YOUR GOAL: Look at the data below and print exactly the lines from its first line through the line with "import React from 'react';"; the pictures stay out of the copy.

SUPPLIED INFORMATION:
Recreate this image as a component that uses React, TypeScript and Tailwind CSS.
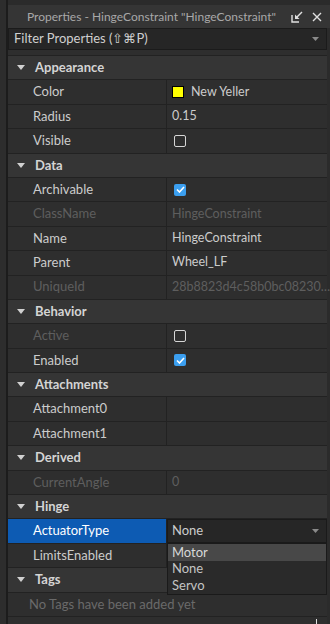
import React from 'react';

type Row =
  | { kind: 'header'; label: string }
  | { kind: 'prop'; label: string; value?: string; disabled?: boolean; check?: boolean; swatch?: string; selected?: boolean; dropdown?: boolean }
  | { kind: 'note'; label: string };

const rows: Row[] = [
  { kind: 'header', label: 'Appearance' },
  { kind: 'prop', label: 'Color', value: 'New Yeller', swatch: '#ffff00' },
  { kind: 'prop', label: 'Radius', value: '0.15' },
  { kind: 'prop', label: 'Visible', check: false },
  { kind: 'header', label: 'Data' },
  { kind: 'prop', label: 'Archivable', check: true },
  { kind: 'prop', label: 'ClassName', value: 'HingeConstraint', disabled: true },
  { kind: 'prop', label: 'Name', value: 'HingeConstraint' },
  { kind: 'prop', label: 'Parent', value: 'Wheel_LF' },
  { kind: 'prop', label: 'UniqueId', value: '28b8823d4c58b0bc08230…', disabled: true },
  { kind: 'header', label: 'Behavior' },
  { kind: 'prop', label: 'Active', check: false, disabled: true },
  { kind: 'prop', label: 'Enabled', check: true },
  { kind: 'header', label: 'Attachments' },
  { kind: 'prop', label: 'Attachment0' },
  { kind: 'prop', label: 'Attachment1' },
  { kind: 'header', label: 'Derived' },
  { kind: 'prop', label: 'CurrentAngle', value: '0', disabled: true },
  { kind: 'header', label: 'Hinge' },
  { kind: 'prop', label: 'ActuatorType', value: 'None', selected: true, dropdown: true },
  { kind: 'prop', label: 'LimitsEnabled' },
  { kind: 'header', label: 'Tags' },
  { kind: 'note', label: 'No Tags have been added yet' },
];

const Caret = () => (
  <svg width="8" height="5" viewBox="0 0 8 5" className="shrink-0">
    <path d="M0 0 L8 0 L4 5 Z" fill="#d0d0d0" />
  </svg>
);

const Checkbox = ({ on }: { on: boolean }) =>
  on ? (
    <div className="w-[12px] h-[12px] rounded-[2px] bg-[#3b9ff0] flex items-center justify-center">
      <svg width="9" height="7" viewBox="0 0 9 7">
        <path d="M1 3.5 L3.5 6 L8 1" stroke="#fff" strokeWidth="1.6" fill="none" />
      </svg>
    </div>
  ) : (
    <div className="w-[12px] h-[12px] rounded-[2px] border border-[#d6d6d6]" />
  );

export default function App() {
  return (
    <div className="w-[330px] h-[624px] flex bg-[#2b2b2b] overflow-hidden text-[#cccccc]" style={{ fontFamily: 'Lato, "Noto Sans", sans-serif' }}>
      {/* dock gutter */}
      <div className="w-[6px] bg-[#2d2d2d]" />
      <div className="w-[2px] bg-[#1c1c1c]" />

      <div className="flex-1 flex flex-col min-w-0">
        <div className="h-[5px] bg-[#2b2b2b]" />
        {/* title */}
        <div className="h-[23px] bg-[#353535] flex items-center pl-[19px] pr-[8px] text-[12px] text-[#a8a8a8]">
          <span className="flex-1 whitespace-nowrap">Properties - HingeConstraint "HingeConstraint"</span>
          <svg width="12" height="12" viewBox="0 0 12 12" className="mr-[9px] shrink-0">
            <path d="M1 4 V11 H8" stroke="#e0e0e0" strokeWidth="1.4" fill="none" />
            <path d="M11 1 L5 7" stroke="#e0e0e0" strokeWidth="1.4" />
            <path d="M4 3.5 V8 H8.5 Z" fill="#e0e0e0" />
          </svg>
          <svg width="10" height="10" viewBox="0 0 10 10" className="shrink-0">
            <path d="M1 1 L9 9 M9 1 L1 9" stroke="#e0e0e0" strokeWidth="1.4" />
          </svg>
        </div>
        {/* filter */}
        <div className="h-[22px] mr-[3px] bg-[#262626] border border-[#1b1b1b] flex items-center pl-[5px] pr-[7px] text-[13px] text-[#cfcfcf]">
          <span className="flex-1">Filter Properties (⇧⌘P)</span>
          <svg width="7" height="4" viewBox="0 0 7 4">
            <path d="M0 0 L7 0 L3.5 4 Z" fill="#8a8a8a" />
          </svg>
        </div>
        <div className="h-[5px] bg-[#2e2e2e] mr-[3px]" />

        {/* property grid */}
        <div className="flex-1 mr-[3px] bg-[#2e2e2e] border-t border-[#222222] text-[13px]">
          {rows.map((r, i) => {
            if (r.kind === 'header') {
              return (
                <div key={i} className="h-[24.4px] bg-[#353535] border-b border-[#222222] flex items-center pl-[9px] font-bold text-[#d4d4d4]">
                  <Caret />
                  <span className="ml-[10px]">{r.label}</span>
                </div>
              );
            }
            if (r.kind === 'note') {
              return (
                <div key={i} className="h-[24.4px] border-b border-[#222222] flex items-center pl-[21px] text-[#6a6a6a]">
                  {r.label}
                </div>
              );
            }
            const tone = r.disabled ? 'text-[#5e5e5e]' : 'text-[#cccccc]';
            return (
              <div key={i} className="h-[24.4px] border-b border-[#222222] flex">
                <div className={`w-[159px] shrink-0 border-r border-[#222222] flex items-center pl-[25px] ${r.selected ? 'bg-[#0d5bb3] text-white' : tone}`}>
                  {r.label}
                </div>
                <div className="flex-1 min-w-0 relative flex items-center">
                  {r.dropdown ? (
                    <>
                      <div className="absolute inset-0 bg-[#262626] border border-[#1a1a1a] flex items-center pl-[4px] pr-[7px]">
                        <span className="flex-1">{r.value}</span>
                        <svg width="7" height="4" viewBox="0 0 7 4">
                          <path d="M0 0 L7 0 L3.5 4 Z" fill="#8a8a8a" />
                        </svg>
                      </div>
                      <div className="absolute left-0 right-0 top-full z-10 bg-[#2a2a2a] border border-[#1a1a1a] flex flex-col text-[13px]">
                        <div className="h-[17px] bg-[#484848] flex items-center pl-[4px] text-[#d8d8d8]">Motor</div>
                        <div className="h-[16.5px] flex items-center pl-[4px] text-[#c4c4c4]">None</div>
                        <div className="h-[16.5px] flex items-center pl-[4px] text-[#c4c4c4]">Servo</div>
                      </div>
                    </>
                  ) : (
                    <div className={`flex items-center pl-[5px] min-w-0 ${tone}`}>
                      {r.swatch && <div className="w-[12px] h-[12px] border border-black mr-[7px] shrink-0" style={{ background: r.swatch }} />}
                      {r.check !== undefined && <div className="pl-[2px]"><Checkbox on={r.check} /></div>}
                      {r.value && <span className="whitespace-nowrap text-[12.5px]">{r.value}</span>}
                    </div>
                  )}
                </div>
              </div>
            );
          })}
          <div className="flex justify-end pr-[10px] pt-[2px]">
            <div className="w-[1px] h-[5px] bg-[#e0e0e0]" />
          </div>
        </div>
      </div>
    </div>
  );
}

TASK RESPONSE:
Recreate this image as a component that uses React, TypeScript and Tailwind CSS.
import React from 'react';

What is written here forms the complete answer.